Regarding Barya's third collection of poems, Give Me Room To Move My Feet (2009), Peter Nazareth, Professor of English at the University of Iowa, USA, claimed that "the poet breaks down and mends herself through spirituality, religion, and poetry, bringing back to life what seemed to be dead" and that Barya "never stops loving Mother Africa."

Barya's short fiction has appeared in FEMRITE anthologies, Commonwealth Broadcasting Association, African Love Stories, Picador Africa, and Pambazuka News. An excerpt from her novel What Was Left Behind earned her the 2008 Pan African Literary Forum Prize for Africana Fiction, as judged by Junot Díaz, the Dominican-American Pulitzer Prize-winning fiction writer and essayist.
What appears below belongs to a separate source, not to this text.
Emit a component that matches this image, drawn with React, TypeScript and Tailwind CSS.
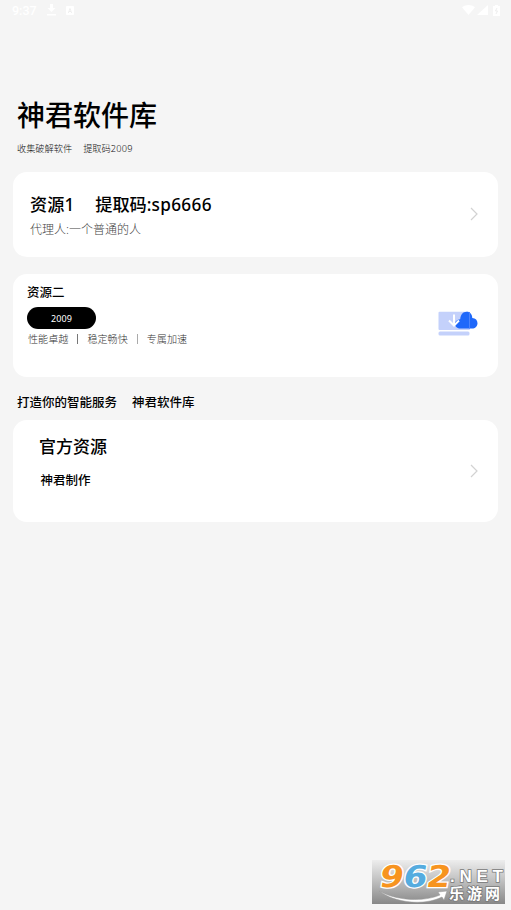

She is a contributor to the 2019 anthology New Daughters of Africa, edited by Margaret Busby.

==Awards==
- 2008: Pan African Literary Forum Prize for Africana Fiction
- 2015: Sylt Foundation African Writer´s Residency Award
- 2020: Linda Flowers Literary Award for creative non-fiction entry "Being Here in This Body"

==Published works==

=== Poetry ===
- "Men Love Chocolates But They Don't Say" (2002)
- "The Price of Memory: After the Tsunami" (2006)
- "Give Me Room To Move My Feet" (2009)
- "A fragile heart", "If I was" in "Painted Voices: A collage of art and poetry, volume II" (2009)
- "Stormy heart", in Beverley Nambozo Nsengiyunva (2014). "A thousand voices rising: An anthology of contemporary African poetry"
- "Hands in Clay" (2026)

===Short fiction===
- "Raindrops", in Violet Barungi (2001). "Words from a Granary"
- "Scars of Earth", in Ama Ata Aidoo (2006). "African Love Stories"
- "Effigy Child", in Violet Barungi (2006). "Gifts of Harvest"
- "Effigy Child", in Helon Habila & Kadija Sesay (2008). "Dreams, Miracles & Jazz"
- "What was left of us", in Pambazuka News, 2008.
- "Black Stone", in Per Contra: An International Journal of the Arts, Literature, and Ideas, 2012. Reprinted in New Daughters of Africa, Margaret Busby, ed., 2019.

===As editor===
- Boda Boda Anthem and Other Poems: A Kampala Poetry Anthology; a Babishai Niwe (BN) Poetry Anthology. Gilgal Media Arts, 2015. ISBN 9789970923427.